The consistency conditions of the NPC estimator \(\widehat{\varvec{\alpha }}\) identified by Wang and Douglas (2015) are sometimes difficult to meet for complex DCMs that model the probability of a correct response to an item as an increasing function of the number of attributes that are required for an item and mastered by an examinee. As an example, consider a domain characterized by two attributes; the realizable proficiency classes are \(\varvec{\alpha }_1 = (00)\), \(\varvec{\alpha }_2 = (10)\), \(\varvec{\alpha }_3 = (01)\), and \(\varvec{\alpha }_4 = (11)\). For an item having attribute vector \(\varvec{q}=(11)\), the corresponding ideal item responses are \(\eta _1 = 0\), \(\eta _2 = 0\), \(\eta _3 = 0\), and \(\eta _4 = 1\). Assume this item conforms to the DINA model, with \(g=0.1\) and \(1-s=0.9\). (The equivalent parameterization using the G-DINA model is \(\varvec{\beta } = (\beta _0, \beta _1, \beta _2, \beta _{12})^{\prime } = (0.1, 0, 0, 0.8)^{\prime }\).) The probabilities of answering the item correctly for the four proficiency classes are 0.1, 0.1, 0.1, and 0.9, respectively. Thus, the ideal responses 0, 0, 0, and 1 are, indeed, the most likely responses of the four proficiency classes. However, this may no longer be true if the data conform to a more complex model, say, the saturated G-DINA model with parameter vector \(\varvec{\beta } = (\beta _0, \beta _1, \beta _2, \beta _{12})^\mathrm{T} = (0.1, 0.4, 0.6, -0.2)^\mathrm{T}\). Then, for the four proficiency classes, the probabilities of a correct item response are 0.1, 0.5, 0.7, and 0.9. Thus, the ideal item responses 0, 0, 0, and 1 are no longer the most likely responses. Said differently, using the conjunctive \(\varvec{\eta }\) in this instance to model the relation between \(\mathbf {q}\) and \(\varvec{\alpha }\) may result in examinee misclassifications.

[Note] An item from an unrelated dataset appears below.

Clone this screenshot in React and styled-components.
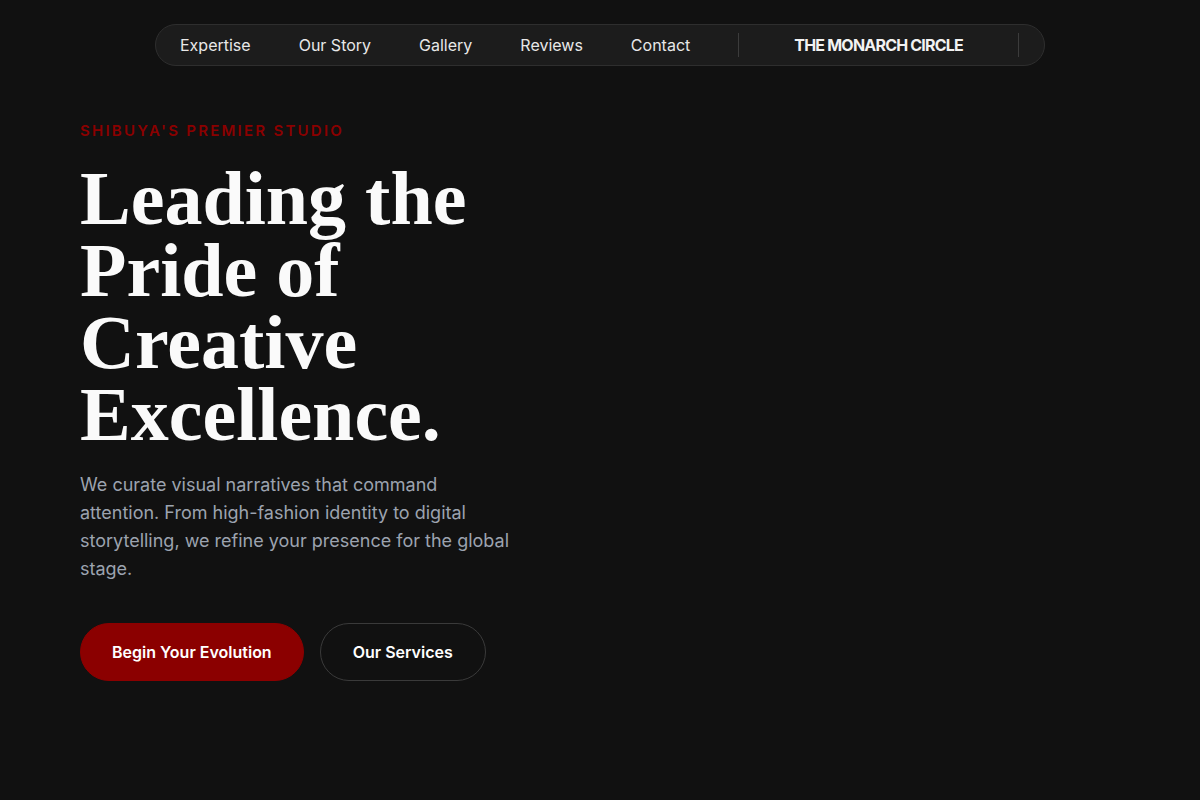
import React from 'react'
import styled, { createGlobalStyle } from 'styled-components'

const GlobalStyle = createGlobalStyle`
  html, body {
    margin: 0;
    padding: 0;
    background: #111111;
  }
  body {
    font-family: Inter, 'Noto Sans', sans-serif;
    color: #f5f5f5;
    min-height: 800px;
  }
`

const links = ['Expertise', 'Our Story', 'Gallery', 'Reviews', 'Contact']

const App = () => {
  return (
    <>
      <GlobalStyle />
      <Page>
        <NavBar>
          <NavLinks>
            {links.map((l) => (
              <NavLink key={l}>{l}</NavLink>
            ))}
          </NavLinks>
          <Divider />
          <Brand>THE MONARCH CIRCLE</Brand>
          <Divider />
        </NavBar>
        <Hero>
          <Eyebrow>SHIBUYA&apos;S PREMIER STUDIO</Eyebrow>
          <Title>
            Leading the
            <br />
            Pride of
            <br />
            Creative
            <br />
            Excellence.
          </Title>
          <Lead>
            We curate visual narratives that command attention. From
            high-fashion identity to digital storytelling, we refine your
            presence for the global stage.
          </Lead>
          <Actions>
            <Button $primary>Begin Your Evolution</Button>
            <Button>Our Services</Button>
          </Actions>
        </Hero>
      </Page>
    </>
  )
}

const Page = styled.div`
  min-height: 800px;
  padding: 24px 0 0;
  box-sizing: border-box;
  display: flex;
  flex-direction: column;
`

const NavBar = styled.nav`
  align-self: center;
  width: 890px;
  height: 42px;
  box-sizing: border-box;
  display: flex;
  align-items: center;
  padding: 0 25px 0 24px;
  background: #1c1c1c;
  border: 1px solid #2e2e2e;
  border-radius: 999px;
`

const NavLinks = styled.ul`
  display: flex;
  gap: 48px;
  margin: 0 48px 0 0;
  padding: 0;
  list-style: none;
`

const NavLink = styled.li`
  font-size: 16px;
  color: #e8e8e8;
  white-space: nowrap;
`

const Divider = styled.span`
  width: 1px;
  height: 24px;
  background: #3c3c3c;
`

const Brand = styled.div`
  flex: 1;
  text-align: center;
  font-size: 16px;
  font-weight: 700;
  letter-spacing: -0.05em;
  color: #f2f2f2;
`

const Hero = styled.section`
  display: flex;
  flex-direction: column;
  align-items: flex-start;
  padding: 55px 80px 0;
`

const Eyebrow = styled.p`
  margin: 0 0 21px;
  font-size: 15px;
  line-height: 20px;
  font-weight: 600;
  letter-spacing: 0.15em;
  color: #8b0000;
`

const Title = styled.h1`
  margin: 0 0 21px;
  font-family: 'Liberation Serif', 'DejaVu Serif', serif;
  font-weight: 700;
  font-size: 76px;
  line-height: 72px;
  color: #fafafa;
`

const Lead = styled.p`
  margin: 0 0 40px;
  max-width: 436px;
  font-size: 18px;
  line-height: 28px;
  color: #9ca3af;
`

const Actions = styled.div`
  display: flex;
  gap: 16px;
`

const Button = styled.button`
  height: 58px;
  padding: 0 ${(p) => (p.$primary ? '31px' : '32px')};
  border-radius: 999px;
  font-family: Inter, sans-serif;
  font-size: 16px;
  font-weight: 600;
  color: #ffffff;
  background: ${(p) => (p.$primary ? '#8b0000' : 'transparent')};
  border: 1px solid ${(p) => (p.$primary ? '#8b0000' : '#3a3a3a')};
  cursor: pointer;
`

export default App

Recall that the DINA model and the DINO model are the prototypic conjunctive and disjunctive DCM, respectively. They define two extremes of a continuum describing the relation between \(\mathbf {q}\) and \(\varvec{\alpha }\). Based on this observation, Chiu et al. (2018) proposed a weighted ideal item response defined as the convex combination of the conjunction parameter \(\eta \) and the disjunction parameter \(\omega \). The weights are estimated from the data; hence, the relative contribution of \(\eta \) and \(\omega \) to the weighted ideal item response is tailored to the complexity of the DCM underlying the data, which elegantly resolves the limitations of the NPC method. Hence, the GNPC method can be used with any DCM that can be represented as a general DCM. Also, no a priori knowledge of the model underlying the data is required, which is presumably the most distinctive feature of the GNPC method.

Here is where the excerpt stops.